_PROVIDED MATERIAL_:
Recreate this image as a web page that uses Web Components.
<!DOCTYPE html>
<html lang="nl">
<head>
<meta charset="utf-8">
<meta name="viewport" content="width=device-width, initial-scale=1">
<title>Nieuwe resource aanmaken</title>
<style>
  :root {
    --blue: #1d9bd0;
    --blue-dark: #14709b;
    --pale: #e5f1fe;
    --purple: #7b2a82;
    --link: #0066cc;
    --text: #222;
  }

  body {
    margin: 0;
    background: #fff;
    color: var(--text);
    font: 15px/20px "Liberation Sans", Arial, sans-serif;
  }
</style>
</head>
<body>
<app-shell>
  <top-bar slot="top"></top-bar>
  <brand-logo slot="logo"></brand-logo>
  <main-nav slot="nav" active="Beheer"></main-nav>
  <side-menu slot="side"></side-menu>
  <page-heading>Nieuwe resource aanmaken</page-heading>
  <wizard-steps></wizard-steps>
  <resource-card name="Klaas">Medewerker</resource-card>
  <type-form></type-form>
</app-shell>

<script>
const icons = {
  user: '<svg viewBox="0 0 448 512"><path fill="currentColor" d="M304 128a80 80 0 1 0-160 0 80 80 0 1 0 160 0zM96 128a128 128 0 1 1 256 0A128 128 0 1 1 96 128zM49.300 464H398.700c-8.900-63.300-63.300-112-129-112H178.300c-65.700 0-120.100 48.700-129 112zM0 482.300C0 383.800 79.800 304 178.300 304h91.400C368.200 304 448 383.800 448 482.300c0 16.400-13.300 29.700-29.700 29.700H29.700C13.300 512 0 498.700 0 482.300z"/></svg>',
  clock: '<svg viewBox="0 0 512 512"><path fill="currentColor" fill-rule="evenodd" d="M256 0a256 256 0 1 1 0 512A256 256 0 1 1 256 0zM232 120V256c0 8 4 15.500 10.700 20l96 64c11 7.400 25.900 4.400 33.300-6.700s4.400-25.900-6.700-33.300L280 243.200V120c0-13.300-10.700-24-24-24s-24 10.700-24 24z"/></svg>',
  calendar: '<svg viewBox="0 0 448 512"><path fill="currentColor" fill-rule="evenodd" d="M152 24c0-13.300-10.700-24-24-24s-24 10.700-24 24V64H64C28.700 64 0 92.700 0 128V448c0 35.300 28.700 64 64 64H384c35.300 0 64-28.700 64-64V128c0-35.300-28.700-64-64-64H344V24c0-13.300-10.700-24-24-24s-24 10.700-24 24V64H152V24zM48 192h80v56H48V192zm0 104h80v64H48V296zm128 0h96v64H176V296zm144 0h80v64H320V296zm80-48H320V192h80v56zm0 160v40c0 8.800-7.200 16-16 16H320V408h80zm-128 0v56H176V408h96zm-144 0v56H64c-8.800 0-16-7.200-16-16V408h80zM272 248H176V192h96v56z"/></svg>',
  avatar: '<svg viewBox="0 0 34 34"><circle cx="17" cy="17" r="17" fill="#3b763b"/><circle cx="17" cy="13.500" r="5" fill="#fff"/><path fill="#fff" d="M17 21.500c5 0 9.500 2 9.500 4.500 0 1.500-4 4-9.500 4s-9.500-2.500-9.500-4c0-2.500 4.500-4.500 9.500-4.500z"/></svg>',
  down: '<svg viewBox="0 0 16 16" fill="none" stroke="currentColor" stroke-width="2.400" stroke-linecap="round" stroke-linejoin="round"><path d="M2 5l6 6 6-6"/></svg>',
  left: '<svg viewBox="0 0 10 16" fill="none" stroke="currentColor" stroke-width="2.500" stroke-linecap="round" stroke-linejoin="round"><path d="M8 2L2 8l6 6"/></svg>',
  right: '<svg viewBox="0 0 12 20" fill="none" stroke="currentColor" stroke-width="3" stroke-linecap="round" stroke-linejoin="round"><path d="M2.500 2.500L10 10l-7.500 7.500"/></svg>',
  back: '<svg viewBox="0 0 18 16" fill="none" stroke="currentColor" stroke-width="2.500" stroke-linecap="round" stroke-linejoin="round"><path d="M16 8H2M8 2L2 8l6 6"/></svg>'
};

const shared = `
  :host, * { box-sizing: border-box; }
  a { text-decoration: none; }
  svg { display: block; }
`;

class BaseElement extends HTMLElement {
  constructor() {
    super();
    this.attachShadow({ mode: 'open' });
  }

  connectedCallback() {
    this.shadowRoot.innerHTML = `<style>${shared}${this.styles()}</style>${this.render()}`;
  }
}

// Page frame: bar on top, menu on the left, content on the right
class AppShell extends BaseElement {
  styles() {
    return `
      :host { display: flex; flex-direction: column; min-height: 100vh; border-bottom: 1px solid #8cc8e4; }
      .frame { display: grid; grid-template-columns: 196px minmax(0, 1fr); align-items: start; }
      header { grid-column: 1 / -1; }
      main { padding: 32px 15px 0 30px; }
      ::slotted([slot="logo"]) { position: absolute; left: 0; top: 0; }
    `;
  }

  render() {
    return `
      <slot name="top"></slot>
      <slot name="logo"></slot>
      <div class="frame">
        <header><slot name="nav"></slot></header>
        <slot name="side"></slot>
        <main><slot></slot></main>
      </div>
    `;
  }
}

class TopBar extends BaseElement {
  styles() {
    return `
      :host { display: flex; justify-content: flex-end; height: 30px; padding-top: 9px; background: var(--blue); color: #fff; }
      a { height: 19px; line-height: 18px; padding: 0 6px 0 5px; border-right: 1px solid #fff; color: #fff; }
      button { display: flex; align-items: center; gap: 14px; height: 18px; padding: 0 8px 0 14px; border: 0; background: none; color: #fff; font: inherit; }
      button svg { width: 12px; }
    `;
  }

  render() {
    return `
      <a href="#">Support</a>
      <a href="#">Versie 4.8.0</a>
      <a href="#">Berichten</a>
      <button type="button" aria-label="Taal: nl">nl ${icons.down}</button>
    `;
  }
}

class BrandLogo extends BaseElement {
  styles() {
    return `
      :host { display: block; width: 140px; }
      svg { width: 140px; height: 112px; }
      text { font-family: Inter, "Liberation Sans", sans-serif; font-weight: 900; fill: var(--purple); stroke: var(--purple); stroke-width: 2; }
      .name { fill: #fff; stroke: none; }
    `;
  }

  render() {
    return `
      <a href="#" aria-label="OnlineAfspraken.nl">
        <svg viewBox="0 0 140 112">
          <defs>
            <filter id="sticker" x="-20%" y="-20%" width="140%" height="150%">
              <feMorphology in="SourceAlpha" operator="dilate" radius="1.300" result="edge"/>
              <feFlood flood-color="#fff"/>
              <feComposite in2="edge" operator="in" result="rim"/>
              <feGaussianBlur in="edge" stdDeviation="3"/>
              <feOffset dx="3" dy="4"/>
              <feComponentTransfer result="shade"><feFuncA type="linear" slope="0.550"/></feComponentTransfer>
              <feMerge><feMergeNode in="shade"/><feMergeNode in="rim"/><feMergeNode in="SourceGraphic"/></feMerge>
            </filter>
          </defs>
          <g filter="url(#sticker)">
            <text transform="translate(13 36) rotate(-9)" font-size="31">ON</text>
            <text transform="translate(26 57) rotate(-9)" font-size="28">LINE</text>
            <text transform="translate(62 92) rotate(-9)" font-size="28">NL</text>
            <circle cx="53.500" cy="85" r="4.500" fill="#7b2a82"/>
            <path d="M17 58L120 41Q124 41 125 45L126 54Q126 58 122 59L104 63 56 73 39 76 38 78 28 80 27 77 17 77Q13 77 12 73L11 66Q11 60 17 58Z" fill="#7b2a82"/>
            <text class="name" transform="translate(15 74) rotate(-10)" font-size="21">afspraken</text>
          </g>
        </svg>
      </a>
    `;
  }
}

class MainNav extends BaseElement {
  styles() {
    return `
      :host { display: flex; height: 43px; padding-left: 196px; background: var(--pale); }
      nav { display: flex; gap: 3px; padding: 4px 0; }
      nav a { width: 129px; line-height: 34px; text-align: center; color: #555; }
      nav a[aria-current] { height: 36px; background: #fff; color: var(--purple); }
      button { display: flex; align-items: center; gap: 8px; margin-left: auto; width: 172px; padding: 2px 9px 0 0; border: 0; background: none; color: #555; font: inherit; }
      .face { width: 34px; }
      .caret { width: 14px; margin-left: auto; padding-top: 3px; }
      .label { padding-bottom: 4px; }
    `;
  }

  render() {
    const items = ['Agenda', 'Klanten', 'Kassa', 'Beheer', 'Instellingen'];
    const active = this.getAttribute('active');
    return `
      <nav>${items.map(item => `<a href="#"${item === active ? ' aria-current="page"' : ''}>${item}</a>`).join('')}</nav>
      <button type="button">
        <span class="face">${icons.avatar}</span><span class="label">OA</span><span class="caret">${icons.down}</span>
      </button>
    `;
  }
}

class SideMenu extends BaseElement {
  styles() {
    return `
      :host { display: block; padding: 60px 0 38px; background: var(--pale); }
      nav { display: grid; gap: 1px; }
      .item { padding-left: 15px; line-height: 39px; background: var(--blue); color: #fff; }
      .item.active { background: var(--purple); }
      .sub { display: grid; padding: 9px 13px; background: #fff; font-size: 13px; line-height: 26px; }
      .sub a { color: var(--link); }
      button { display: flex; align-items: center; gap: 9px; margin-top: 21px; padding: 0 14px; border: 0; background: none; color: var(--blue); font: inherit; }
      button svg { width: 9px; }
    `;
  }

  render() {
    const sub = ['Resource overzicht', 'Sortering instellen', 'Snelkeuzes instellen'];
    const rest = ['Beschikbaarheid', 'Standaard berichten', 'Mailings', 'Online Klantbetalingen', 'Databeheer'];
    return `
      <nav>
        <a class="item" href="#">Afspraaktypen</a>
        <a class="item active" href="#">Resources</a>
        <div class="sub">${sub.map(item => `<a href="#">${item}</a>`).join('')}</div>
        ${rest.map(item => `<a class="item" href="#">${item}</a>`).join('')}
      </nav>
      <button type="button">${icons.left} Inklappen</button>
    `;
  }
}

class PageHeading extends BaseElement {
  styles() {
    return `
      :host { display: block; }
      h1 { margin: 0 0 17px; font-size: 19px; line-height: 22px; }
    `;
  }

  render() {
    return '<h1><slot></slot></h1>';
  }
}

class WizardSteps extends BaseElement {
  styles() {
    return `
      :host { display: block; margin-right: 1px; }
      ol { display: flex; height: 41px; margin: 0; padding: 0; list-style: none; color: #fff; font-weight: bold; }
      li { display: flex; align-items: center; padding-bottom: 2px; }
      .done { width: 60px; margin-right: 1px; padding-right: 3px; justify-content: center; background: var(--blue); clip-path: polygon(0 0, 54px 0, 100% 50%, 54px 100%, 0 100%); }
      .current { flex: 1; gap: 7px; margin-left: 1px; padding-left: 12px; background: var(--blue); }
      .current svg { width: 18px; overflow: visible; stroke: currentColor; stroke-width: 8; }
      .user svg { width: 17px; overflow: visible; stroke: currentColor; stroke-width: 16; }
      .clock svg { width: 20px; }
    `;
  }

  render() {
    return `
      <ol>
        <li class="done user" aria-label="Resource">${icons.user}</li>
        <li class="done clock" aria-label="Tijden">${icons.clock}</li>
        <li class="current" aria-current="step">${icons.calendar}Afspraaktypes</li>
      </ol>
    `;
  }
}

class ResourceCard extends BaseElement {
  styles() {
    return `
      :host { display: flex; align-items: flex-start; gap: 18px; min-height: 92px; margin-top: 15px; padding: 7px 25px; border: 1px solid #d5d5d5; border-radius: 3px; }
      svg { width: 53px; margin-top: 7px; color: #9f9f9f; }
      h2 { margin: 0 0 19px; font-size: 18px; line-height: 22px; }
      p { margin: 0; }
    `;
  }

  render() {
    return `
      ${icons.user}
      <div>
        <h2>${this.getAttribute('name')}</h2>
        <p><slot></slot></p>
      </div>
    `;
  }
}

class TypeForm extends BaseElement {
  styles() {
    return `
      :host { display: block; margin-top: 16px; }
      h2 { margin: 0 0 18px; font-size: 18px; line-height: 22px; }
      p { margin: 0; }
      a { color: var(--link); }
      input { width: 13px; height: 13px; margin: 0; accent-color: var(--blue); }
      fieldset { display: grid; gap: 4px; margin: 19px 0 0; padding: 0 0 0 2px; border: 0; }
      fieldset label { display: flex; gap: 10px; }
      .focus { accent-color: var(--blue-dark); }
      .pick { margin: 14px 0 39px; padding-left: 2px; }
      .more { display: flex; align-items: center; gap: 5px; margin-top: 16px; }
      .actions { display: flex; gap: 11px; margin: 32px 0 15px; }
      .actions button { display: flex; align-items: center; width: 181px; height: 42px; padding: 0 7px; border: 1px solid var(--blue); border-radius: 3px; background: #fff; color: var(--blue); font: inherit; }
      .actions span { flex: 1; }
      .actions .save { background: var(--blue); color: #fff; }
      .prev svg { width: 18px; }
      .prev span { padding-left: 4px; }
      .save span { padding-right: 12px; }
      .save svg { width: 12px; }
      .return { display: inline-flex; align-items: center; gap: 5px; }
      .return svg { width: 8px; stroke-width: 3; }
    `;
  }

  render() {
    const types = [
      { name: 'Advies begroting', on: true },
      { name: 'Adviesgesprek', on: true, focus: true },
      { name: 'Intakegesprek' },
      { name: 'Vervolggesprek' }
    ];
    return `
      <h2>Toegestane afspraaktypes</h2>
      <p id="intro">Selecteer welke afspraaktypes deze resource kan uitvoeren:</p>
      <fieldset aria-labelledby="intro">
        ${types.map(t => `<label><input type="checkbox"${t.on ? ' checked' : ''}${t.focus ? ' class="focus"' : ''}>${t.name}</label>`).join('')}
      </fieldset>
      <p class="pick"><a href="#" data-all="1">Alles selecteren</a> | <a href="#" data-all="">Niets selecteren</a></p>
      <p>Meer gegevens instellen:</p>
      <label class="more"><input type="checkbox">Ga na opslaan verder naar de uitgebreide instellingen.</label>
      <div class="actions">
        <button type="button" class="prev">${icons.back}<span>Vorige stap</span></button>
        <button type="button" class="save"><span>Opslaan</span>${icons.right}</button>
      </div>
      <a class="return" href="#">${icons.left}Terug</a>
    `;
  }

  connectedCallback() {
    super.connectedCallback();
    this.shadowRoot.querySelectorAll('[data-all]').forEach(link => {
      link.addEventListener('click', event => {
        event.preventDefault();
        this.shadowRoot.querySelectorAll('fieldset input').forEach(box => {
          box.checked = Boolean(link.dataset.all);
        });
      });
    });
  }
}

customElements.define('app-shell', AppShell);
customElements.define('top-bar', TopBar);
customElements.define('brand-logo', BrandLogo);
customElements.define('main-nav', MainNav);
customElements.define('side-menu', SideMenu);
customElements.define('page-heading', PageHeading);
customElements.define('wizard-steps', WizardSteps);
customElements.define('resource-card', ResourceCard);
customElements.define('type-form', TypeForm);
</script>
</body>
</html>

_WHAT THE EXERCISE ASKS_: What you return should be the lines from the start of the data through the line with "</app-shell>", quoted exactly and nothing more.

_CORRECT OUTPUT_:
Recreate this image as a web page that uses Web Components.
<!DOCTYPE html>
<html lang="nl">
<head>
<meta charset="utf-8">
<meta name="viewport" content="width=device-width, initial-scale=1">
<title>Nieuwe resource aanmaken</title>
<style>
  :root {
    --blue: #1d9bd0;
    --blue-dark: #14709b;
    --pale: #e5f1fe;
    --purple: #7b2a82;
    --link: #0066cc;
    --text: #222;
  }

  body {
    margin: 0;
    background: #fff;
    color: var(--text);
    font: 15px/20px "Liberation Sans", Arial, sans-serif;
  }
</style>
</head>
<body>
<app-shell>
  <top-bar slot="top"></top-bar>
  <brand-logo slot="logo"></brand-logo>
  <main-nav slot="nav" active="Beheer"></main-nav>
  <side-menu slot="side"></side-menu>
  <page-heading>Nieuwe resource aanmaken</page-heading>
  <wizard-steps></wizard-steps>
  <resource-card name="Klaas">Medewerker</resource-card>
  <type-form></type-form>
</app-shell>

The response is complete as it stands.